=== MATERIAL PROVIDED ===
►

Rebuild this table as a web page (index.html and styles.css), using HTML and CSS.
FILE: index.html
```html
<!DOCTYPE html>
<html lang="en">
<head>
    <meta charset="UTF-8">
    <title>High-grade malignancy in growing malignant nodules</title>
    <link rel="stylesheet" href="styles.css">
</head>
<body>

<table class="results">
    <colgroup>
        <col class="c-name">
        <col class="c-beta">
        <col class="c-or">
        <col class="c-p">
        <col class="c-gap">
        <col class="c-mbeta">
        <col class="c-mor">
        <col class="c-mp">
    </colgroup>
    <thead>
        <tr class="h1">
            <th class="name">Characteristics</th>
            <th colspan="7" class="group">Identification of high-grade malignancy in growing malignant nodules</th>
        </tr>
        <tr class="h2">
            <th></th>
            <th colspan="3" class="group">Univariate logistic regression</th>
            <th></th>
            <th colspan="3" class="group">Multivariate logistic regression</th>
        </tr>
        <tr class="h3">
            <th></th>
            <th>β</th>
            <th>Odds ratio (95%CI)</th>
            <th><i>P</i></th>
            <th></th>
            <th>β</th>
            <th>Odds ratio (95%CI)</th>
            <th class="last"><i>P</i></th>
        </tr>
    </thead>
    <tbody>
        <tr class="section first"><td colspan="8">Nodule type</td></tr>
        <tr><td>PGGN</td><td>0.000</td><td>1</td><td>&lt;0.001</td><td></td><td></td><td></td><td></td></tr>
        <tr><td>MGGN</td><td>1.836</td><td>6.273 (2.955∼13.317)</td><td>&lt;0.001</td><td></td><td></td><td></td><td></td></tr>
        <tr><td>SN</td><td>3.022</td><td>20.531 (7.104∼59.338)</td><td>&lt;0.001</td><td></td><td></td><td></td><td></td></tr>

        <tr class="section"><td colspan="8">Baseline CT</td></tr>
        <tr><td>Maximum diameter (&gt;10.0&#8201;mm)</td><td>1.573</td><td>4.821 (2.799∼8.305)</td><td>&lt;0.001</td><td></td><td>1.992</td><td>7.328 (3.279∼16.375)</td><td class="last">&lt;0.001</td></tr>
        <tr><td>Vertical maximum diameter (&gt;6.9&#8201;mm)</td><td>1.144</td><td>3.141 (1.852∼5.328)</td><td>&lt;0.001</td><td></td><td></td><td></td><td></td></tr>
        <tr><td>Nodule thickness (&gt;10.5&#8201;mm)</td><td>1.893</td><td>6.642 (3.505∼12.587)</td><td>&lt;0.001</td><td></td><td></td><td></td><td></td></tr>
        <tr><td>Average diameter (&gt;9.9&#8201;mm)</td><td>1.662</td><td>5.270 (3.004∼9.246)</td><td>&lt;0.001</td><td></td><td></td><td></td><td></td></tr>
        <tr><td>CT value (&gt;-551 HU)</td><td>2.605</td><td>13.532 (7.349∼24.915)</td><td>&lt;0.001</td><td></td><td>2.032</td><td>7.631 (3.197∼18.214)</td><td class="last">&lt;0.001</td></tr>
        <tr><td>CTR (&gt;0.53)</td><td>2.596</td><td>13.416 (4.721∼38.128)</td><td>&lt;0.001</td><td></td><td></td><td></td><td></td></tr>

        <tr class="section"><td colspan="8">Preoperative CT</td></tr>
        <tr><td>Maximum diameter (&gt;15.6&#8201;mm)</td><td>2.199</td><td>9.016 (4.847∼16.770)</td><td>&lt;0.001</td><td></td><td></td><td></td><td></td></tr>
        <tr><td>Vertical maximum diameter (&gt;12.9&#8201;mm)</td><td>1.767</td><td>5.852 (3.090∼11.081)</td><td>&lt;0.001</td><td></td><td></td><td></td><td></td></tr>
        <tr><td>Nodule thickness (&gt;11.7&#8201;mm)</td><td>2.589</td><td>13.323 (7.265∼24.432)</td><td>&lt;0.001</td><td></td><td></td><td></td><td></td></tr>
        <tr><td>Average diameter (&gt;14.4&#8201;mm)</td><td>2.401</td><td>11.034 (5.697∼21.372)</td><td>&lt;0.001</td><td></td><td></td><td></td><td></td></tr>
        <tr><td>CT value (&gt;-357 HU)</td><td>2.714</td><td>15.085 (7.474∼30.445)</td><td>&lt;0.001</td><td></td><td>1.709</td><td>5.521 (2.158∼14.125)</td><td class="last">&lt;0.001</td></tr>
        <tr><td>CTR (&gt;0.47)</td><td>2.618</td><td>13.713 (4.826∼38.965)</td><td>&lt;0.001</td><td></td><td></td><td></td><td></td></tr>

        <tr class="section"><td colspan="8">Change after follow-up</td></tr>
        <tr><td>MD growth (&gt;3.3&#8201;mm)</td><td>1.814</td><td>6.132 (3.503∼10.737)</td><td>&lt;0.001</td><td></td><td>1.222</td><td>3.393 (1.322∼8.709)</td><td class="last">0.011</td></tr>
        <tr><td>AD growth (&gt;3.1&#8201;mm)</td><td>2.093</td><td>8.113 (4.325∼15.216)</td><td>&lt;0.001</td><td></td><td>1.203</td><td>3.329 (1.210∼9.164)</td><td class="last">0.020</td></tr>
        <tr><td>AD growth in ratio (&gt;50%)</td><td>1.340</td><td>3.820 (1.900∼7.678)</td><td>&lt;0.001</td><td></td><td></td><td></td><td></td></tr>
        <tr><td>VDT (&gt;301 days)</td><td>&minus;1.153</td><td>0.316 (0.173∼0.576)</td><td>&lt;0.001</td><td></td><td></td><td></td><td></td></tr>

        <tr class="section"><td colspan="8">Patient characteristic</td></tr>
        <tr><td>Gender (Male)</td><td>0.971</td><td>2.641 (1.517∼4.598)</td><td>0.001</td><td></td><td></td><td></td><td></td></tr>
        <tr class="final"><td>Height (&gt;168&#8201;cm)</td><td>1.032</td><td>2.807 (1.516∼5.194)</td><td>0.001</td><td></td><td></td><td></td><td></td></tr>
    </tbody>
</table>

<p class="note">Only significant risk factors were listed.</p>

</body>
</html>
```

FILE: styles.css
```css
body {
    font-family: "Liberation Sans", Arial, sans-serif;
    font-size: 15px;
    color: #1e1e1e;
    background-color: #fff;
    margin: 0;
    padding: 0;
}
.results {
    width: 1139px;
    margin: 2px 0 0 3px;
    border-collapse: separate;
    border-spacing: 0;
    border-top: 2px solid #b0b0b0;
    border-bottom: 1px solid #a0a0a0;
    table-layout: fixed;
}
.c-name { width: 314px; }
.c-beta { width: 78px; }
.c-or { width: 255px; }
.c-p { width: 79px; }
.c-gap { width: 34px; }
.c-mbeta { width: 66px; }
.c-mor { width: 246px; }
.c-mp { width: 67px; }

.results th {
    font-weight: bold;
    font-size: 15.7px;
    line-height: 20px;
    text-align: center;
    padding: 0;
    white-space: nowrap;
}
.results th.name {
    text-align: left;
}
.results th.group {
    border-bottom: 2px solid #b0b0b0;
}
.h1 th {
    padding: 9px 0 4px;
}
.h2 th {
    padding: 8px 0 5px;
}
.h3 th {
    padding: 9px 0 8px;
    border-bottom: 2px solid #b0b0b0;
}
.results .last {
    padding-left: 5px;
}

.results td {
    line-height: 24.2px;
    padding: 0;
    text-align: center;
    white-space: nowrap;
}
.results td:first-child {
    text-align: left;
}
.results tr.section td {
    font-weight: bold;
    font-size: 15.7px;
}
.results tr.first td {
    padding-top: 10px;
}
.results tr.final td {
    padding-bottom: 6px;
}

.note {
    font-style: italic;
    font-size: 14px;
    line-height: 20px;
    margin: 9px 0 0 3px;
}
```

◄

=== TASK DETAILS ===
Set down the listing in full, keeping every word exactly as it is.

=== EXERCISE SOLUTION ===
Rebuild this table as a web page (index.html and styles.css), using HTML and CSS.
FILE: index.html
```html
<!DOCTYPE html>
<html lang="en">
<head>
    <meta charset="UTF-8">
    <title>High-grade malignancy in growing malignant nodules</title>
    <link rel="stylesheet" href="styles.css">
</head>
<body>

<table class="results">
    <colgroup>
        <col class="c-name">
        <col class="c-beta">
        <col class="c-or">
        <col class="c-p">
        <col class="c-gap">
        <col class="c-mbeta">
        <col class="c-mor">
        <col class="c-mp">
    </colgroup>
    <thead>
        <tr class="h1">
            <th class="name">Characteristics</th>
            <th colspan="7" class="group">Identification of high-grade malignancy in growing malignant nodules</th>
        </tr>
        <tr class="h2">
            <th></th>
            <th colspan="3" class="group">Univariate logistic regression</th>
            <th></th>
            <th colspan="3" class="group">Multivariate logistic regression</th>
        </tr>
        <tr class="h3">
            <th></th>
            <th>β</th>
            <th>Odds ratio (95%CI)</th>
            <th><i>P</i></th>
            <th></th>
            <th>β</th>
            <th>Odds ratio (95%CI)</th>
            <th class="last"><i>P</i></th>
        </tr>
    </thead>
    <tbody>
        <tr class="section first"><td colspan="8">Nodule type</td></tr>
        <tr><td>PGGN</td><td>0.000</td><td>1</td><td>&lt;0.001</td><td></td><td></td><td></td><td></td></tr>
        <tr><td>MGGN</td><td>1.836</td><td>6.273 (2.955∼13.317)</td><td>&lt;0.001</td><td></td><td></td><td></td><td></td></tr>
        <tr><td>SN</td><td>3.022</td><td>20.531 (7.104∼59.338)</td><td>&lt;0.001</td><td></td><td></td><td></td><td></td></tr>

        <tr class="section"><td colspan="8">Baseline CT</td></tr>
        <tr><td>Maximum diameter (&gt;10.0&#8201;mm)</td><td>1.573</td><td>4.821 (2.799∼8.305)</td><td>&lt;0.001</td><td></td><td>1.992</td><td>7.328 (3.279∼16.375)</td><td class="last">&lt;0.001</td></tr>
        <tr><td>Vertical maximum diameter (&gt;6.9&#8201;mm)</td><td>1.144</td><td>3.141 (1.852∼5.328)</td><td>&lt;0.001</td><td></td><td></td><td></td><td></td></tr>
        <tr><td>Nodule thickness (&gt;10.5&#8201;mm)</td><td>1.893</td><td>6.642 (3.505∼12.587)</td><td>&lt;0.001</td><td></td><td></td><td></td><td></td></tr>
        <tr><td>Average diameter (&gt;9.9&#8201;mm)</td><td>1.662</td><td>5.270 (3.004∼9.246)</td><td>&lt;0.001</td><td></td><td></td><td></td><td></td></tr>
        <tr><td>CT value (&gt;-551 HU)</td><td>2.605</td><td>13.532 (7.349∼24.915)</td><td>&lt;0.001</td><td></td><td>2.032</td><td>7.631 (3.197∼18.214)</td><td class="last">&lt;0.001</td></tr>
        <tr><td>CTR (&gt;0.53)</td><td>2.596</td><td>13.416 (4.721∼38.128)</td><td>&lt;0.001</td><td></td><td></td><td></td><td></td></tr>

        <tr class="section"><td colspan="8">Preoperative CT</td></tr>
        <tr><td>Maximum diameter (&gt;15.6&#8201;mm)</td><td>2.199</td><td>9.016 (4.847∼16.770)</td><td>&lt;0.001</td><td></td><td></td><td></td><td></td></tr>
        <tr><td>Vertical maximum diameter (&gt;12.9&#8201;mm)</td><td>1.767</td><td>5.852 (3.090∼11.081)</td><td>&lt;0.001</td><td></td><td></td><td></td><td></td></tr>
        <tr><td>Nodule thickness (&gt;11.7&#8201;mm)</td><td>2.589</td><td>13.323 (7.265∼24.432)</td><td>&lt;0.001</td><td></td><td></td><td></td><td></td></tr>
        <tr><td>Average diameter (&gt;14.4&#8201;mm)</td><td>2.401</td><td>11.034 (5.697∼21.372)</td><td>&lt;0.001</td><td></td><td></td><td></td><td></td></tr>
        <tr><td>CT value (&gt;-357 HU)</td><td>2.714</td><td>15.085 (7.474∼30.445)</td><td>&lt;0.001</td><td></td><td>1.709</td><td>5.521 (2.158∼14.125)</td><td class="last">&lt;0.001</td></tr>
        <tr><td>CTR (&gt;0.47)</td><td>2.618</td><td>13.713 (4.826∼38.965)</td><td>&lt;0.001</td><td></td><td></td><td></td><td></td></tr>

        <tr class="section"><td colspan="8">Change after follow-up</td></tr>
        <tr><td>MD growth (&gt;3.3&#8201;mm)</td><td>1.814</td><td>6.132 (3.503∼10.737)</td><td>&lt;0.001</td><td></td><td>1.222</td><td>3.393 (1.322∼8.709)</td><td class="last">0.011</td></tr>
        <tr><td>AD growth (&gt;3.1&#8201;mm)</td><td>2.093</td><td>8.113 (4.325∼15.216)</td><td>&lt;0.001</td><td></td><td>1.203</td><td>3.329 (1.210∼9.164)</td><td class="last">0.020</td></tr>
        <tr><td>AD growth in ratio (&gt;50%)</td><td>1.340</td><td>3.820 (1.900∼7.678)</td><td>&lt;0.001</td><td></td><td></td><td></td><td></td></tr>
        <tr><td>VDT (&gt;301 days)</td><td>&minus;1.153</td><td>0.316 (0.173∼0.576)</td><td>&lt;0.001</td><td></td><td></td><td></td><td></td></tr>

        <tr class="section"><td colspan="8">Patient characteristic</td></tr>
        <tr><td>Gender (Male)</td><td>0.971</td><td>2.641 (1.517∼4.598)</td><td>0.001</td><td></td><td></td><td></td><td></td></tr>
        <tr class="final"><td>Height (&gt;168&#8201;cm)</td><td>1.032</td><td>2.807 (1.516∼5.194)</td><td>0.001</td><td></td><td></td><td></td><td></td></tr>
    </tbody>
</table>

<p class="note">Only significant risk factors were listed.</p>

</body>
</html>
```

FILE: styles.css
```css
body {
    font-family: "Liberation Sans", Arial, sans-serif;
    font-size: 15px;
    color: #1e1e1e;
    background-color: #fff;
    margin: 0;
    padding: 0;
}
.results {
    width: 1139px;
    margin: 2px 0 0 3px;
    border-collapse: separate;
    border-spacing: 0;
    border-top: 2px solid #b0b0b0;
    border-bottom: 1px solid #a0a0a0;
    table-layout: fixed;
}
.c-name { width: 314px; }
.c-beta { width: 78px; }
.c-or { width: 255px; }
.c-p { width: 79px; }
.c-gap { width: 34px; }
.c-mbeta { width: 66px; }
.c-mor { width: 246px; }
.c-mp { width: 67px; }

.results th {
    font-weight: bold;
    font-size: 15.7px;
    line-height: 20px;
    text-align: center;
    padding: 0;
    white-space: nowrap;
}
.results th.name {
    text-align: left;
}
.results th.group {
    border-bottom: 2px solid #b0b0b0;
}
.h1 th {
    padding: 9px 0 4px;
}
.h2 th {
    padding: 8px 0 5px;
}
.h3 th {
    padding: 9px 0 8px;
    border-bottom: 2px solid #b0b0b0;
}
.results .last {
    padding-left: 5px;
}

.results td {
    line-height: 24.2px;
    padding: 0;
    text-align: center;
    white-space: nowrap;
}
.results td:first-child {
    text-align: left;
}
.results tr.section td {
    font-weight: bold;
    font-size: 15.7px;
}
.results tr.first td {
    padding-top: 10px;
}
.results tr.final td {
    padding-bottom: 6px;
}

.note {
    font-style: italic;
    font-size: 14px;
    line-height: 20px;
    margin: 9px 0 0 3px;
}
```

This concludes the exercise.